I’ve been catching up on blog reading, some fiction, and doing some work for the Oklahoma Food Cooperative, also researching copyrights for the broadcast of the upcoming installation mass for the new Archbishop of Oklahoma City for my church job.
We’re snug as bugs in a rug with our wood stove, extra insulation, insulated window shutters; not much sunshine during the day however. Also, I have been slow food cooking my way through these snow daze. . . fry bread (3 cups water, 1 tablespoon yeast, 1 tablespoon salt, 1 tablespoon vinegar, 6-1/2 cups flour, combine well, let sit overnight, fry in 375 degree F oil the next day, serve with gravy or honey). Myself, with blood sugar issues these days, could only nibble on one without any honey. But it was good. For me I invented a low carb substitute for hush puppies, made with flax meal (3/4 cup), 3/4 teaspoon baking powder, 1 teaspoon each crushed red pepper, garlic salt, onion powder), 2 eggs. Mix well, form into small balls, deep fry in hot oil about 3 minutes until done. They are good hot, and they are good cold the next day broken in half with some peanut butter.

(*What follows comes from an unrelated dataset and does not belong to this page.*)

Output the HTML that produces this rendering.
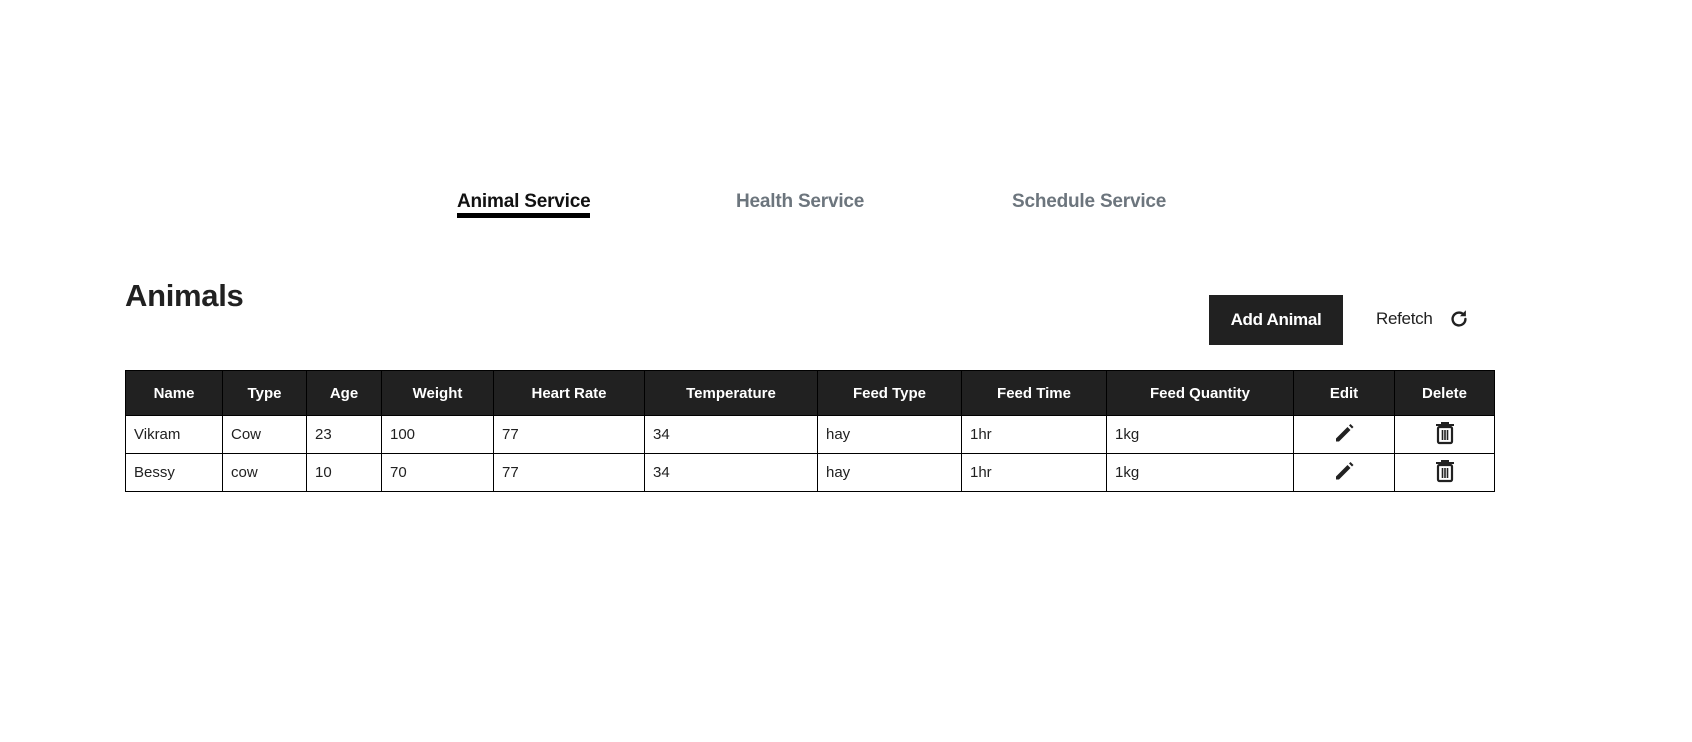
<!DOCTYPE html>
<html><head><meta charset="utf-8"><style>
body{margin:0;width:1692px;height:742px;background:#fff;font-family:"Liberation Sans",sans-serif;color:#212121;position:relative;overflow:hidden}
.nav{position:absolute;top:191px;font-size:19px;font-weight:bold;color:#6c757d;letter-spacing:-0.2px}
.nav.a{color:#111;border-bottom:5px solid #000;line-height:22px}
h1{position:absolute;left:125px;top:278px;margin:0;font-size:31px;font-weight:bold;letter-spacing:-0.3px}
.btn{position:absolute;left:1209px;top:295px;width:134px;height:50px;background:#212121;color:#fff;font-size:17px;font-weight:bold;display:flex;align-items:center;justify-content:center;letter-spacing:-0.3px}
.ref{position:absolute;left:1376px;top:309px;font-size:17px;letter-spacing:-0.3px}
table{position:absolute;left:125px;top:370px;border-collapse:collapse;font-size:15px;table-layout:fixed}
th{background:#212121;color:#fff;height:44px;border:1px solid #000;font-weight:bold;text-align:center;padding:0}
td{height:37px;border:1px solid #000;padding:0 0 0 8px}
td.i{text-align:center;padding:0}
</style></head><body>
<div class="nav a" style="left:457px">Animal Service</div>
<div class="nav" style="left:736px">Health Service</div>
<div class="nav" style="left:1012px">Schedule Service</div>
<h1>Animals</h1>
<div class="btn">Add Animal</div>
<div class="ref">Refetch</div>
<svg style="position:absolute;left:1448px;top:308px" width="22" height="22" viewBox="0 0 24 24"><path d="M19 12a7 7 0 1 1-2.1-5" fill="none" stroke="#212121" stroke-width="2.6" stroke-linecap="round"/><path d="M19.5 2.5v6.5h-6.5z" fill="#212121"/></svg>
<table>
<colgroup><col style="width:97px"><col style="width:84px"><col style="width:75px"><col style="width:112px"><col style="width:151px"><col style="width:173px"><col style="width:144px"><col style="width:145px"><col style="width:187px"><col style="width:101px"><col style="width:100px"></colgroup>
<tr><th>Name</th><th>Type</th><th>Age</th><th>Weight</th><th>Heart Rate</th><th>Temperature</th><th>Feed Type</th><th>Feed Time</th><th>Feed Quantity</th><th>Edit</th><th>Delete</th></tr>
<tr><td>Vikram</td><td>Cow</td><td>23</td><td>100</td><td>77</td><td>34</td><td>hay</td><td>1hr</td><td>1kg</td>
<td class="i"><svg width="24" height="24" viewBox="0 0 24 24"><path d="M4 17.5L15.5 6l3 3L7 20.5H4z" fill="#212121"/><path d="M17 4.5l1.5-1.5 3 3-1.5 1.5z" fill="#212121"/></svg></td>
<td class="i"><svg width="22" height="24" viewBox="0 0 22 24"><path d="M2 4h18M8 4V2h6v2" stroke="#212121" stroke-width="2" fill="none"/><rect x="4" y="6" width="14" height="16" rx="1.5" fill="none" stroke="#212121" stroke-width="2.2"/><path d="M8.5 9v10M11 9v10M13.5 9v10" stroke="#212121" stroke-width="1.6"/></svg></td></tr>
<tr><td>Bessy</td><td>cow</td><td>10</td><td>70</td><td>77</td><td>34</td><td>hay</td><td>1hr</td><td>1kg</td>
<td class="i"><svg width="24" height="24" viewBox="0 0 24 24"><path d="M4 17.5L15.5 6l3 3L7 20.5H4z" fill="#212121"/><path d="M17 4.5l1.5-1.5 3 3-1.5 1.5z" fill="#212121"/></svg></td>
<td class="i"><svg width="22" height="24" viewBox="0 0 22 24"><path d="M2 4h18M8 4V2h6v2" stroke="#212121" stroke-width="2" fill="none"/><rect x="4" y="6" width="14" height="16" rx="1.5" fill="none" stroke="#212121" stroke-width="2.2"/><path d="M8.5 9v10M11 9v10M13.5 9v10" stroke="#212121" stroke-width="1.6"/></svg></td></tr>
</table>
</body></html>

Let’s see, there was a slow simmered turkey cream soup made from holiday leftovers frozen for eating later (later arrived!), and a brisket from Geoff Colpitts, sausage from Ressler Farms, bacon from Colpitts, all via the Oklahoma Food Cooperative. Tomorrow there is ground beef from Semkin Longhorns, grassfed and as tasty as can be, also eggs and bacon for breakfast. So we are not in danger of starvation, and are grateful to God for that, also our warm house. There are many out there who are homeless and hungry in the midst of all this, and then of course we must think a
bout our farmers and ranchers who must be out and about caring for their flocks and herds even in this weather.
Tomorrow will also probably see a bit of publishing activity here as I have been making notes for blog posts as I have been out and about in cyberspace seeing what folks are talking about. Also, to prepare for my upcoming hearing regarding my landscape at the code enforcement department I need to read the relevant codes.
One thing cold weather is really good for is finding air leaks. Every year we have to touch up on the caulk and foam, since nothing ever stays where you leave it, and that’s true for houses too. I found a doozy of an air leak by the back door last night, filled it with caulk this afternoon.
So it goes, as we maneuver our way through climate instability and peak oil.